Turchessa
- Conservation status: FAO (2007): critical; DAD-IS (2025): at risk/endangered;
- Other names: Turchesca; Pecora di Poggiomarino;
- Country of origin: Italy
- Distribution: province of Benevento; province of Avellino;
- Use: mainly for milk

Traits
- Weight: Male: 60–65 kg; Female: 45–50 kg;
- Height: Male: 70–75 cm; Female: 55–60 cm;
- Wool color: white
- Face color: white, sometimes with dark markings
- Horn status: spiral horns usually present in males

= Turchessa =

Breed of sheep

The Turchessa or Turchesca is a rare Italian breed of domestic sheep. It originated on the foothills of Vesuvius, in Campania in southern Italy. It may also be known as the Pecora di Poggiomarino, for the comune of Poggiomarino in that area.

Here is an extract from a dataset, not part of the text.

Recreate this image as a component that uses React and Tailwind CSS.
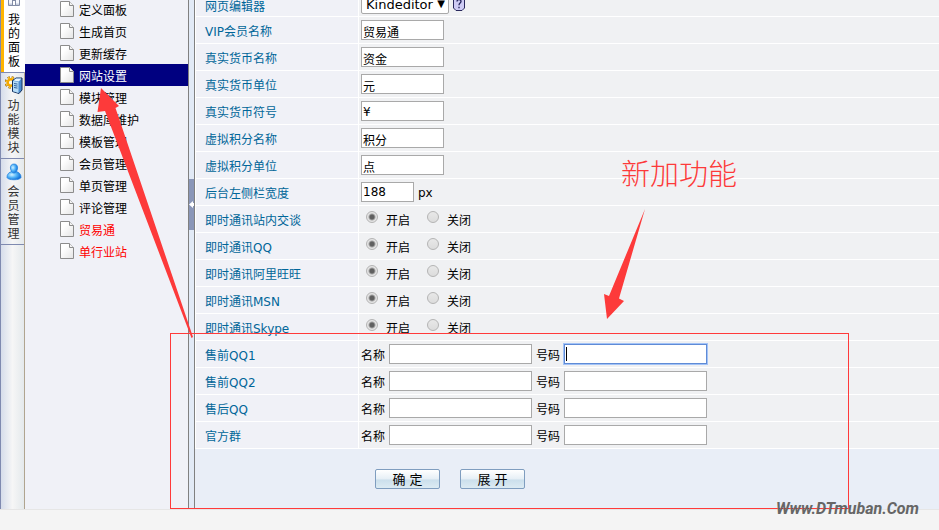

Its conservation status is not clear.

== History ==

The origins of the Turchessa are unknown. It apparently originated in the foothills of Vesuvius, in Campania in southern Italy, in the area of Sarno in the province of Salerno and Avella in the province of Avellino, but is now distributed mainly in the provinces of Avellino and Benevento. Like the Laticauda, distributed in the approximately the same area, and the Barbaresca breed of Sicily, it appears to result from the hybridisation of local breeds with Barbary (or Barbarin) sheep of Maghrebi origin. These may have been brought to the area by the Bourbon king Charles VII of Naples.

It has been suggested that the Turchessa is a synonym of the Laticauda, which, however, is a broad-tailed breed.

The Turchessa is one of the forty-four autochthonous local sheep breeds of limited distribution officially recognised by the Ministero delle Politiche Agricole Alimentari e Forestali, the Italian ministry of agriculture. A herd-book is kept by the Associazione Nazionale della Pastorizia, the Italian national association of sheep-breeders.

In 2007 the total number for the breed was reported as 4; in the same year the FAO classified its conservation status as "critical". Further research into numbers and distribution is needed. A small number are kept by the Consorzio per la Sperimentazione, Divulgazione e Applicazione di Biotecniche Innovative of Benevento.

== Characteristics ==

The Turchessa is hardy, frugal, and well adapted to the poor pasture of its mountain environment. It is white, often with dark markings to the face and lower legs. The coat is thin and open. The hooves are strong, and are often black. Males are usually horned; the horns are spiralled.

== Use ==

The Turchessa is kept mainly for milk production.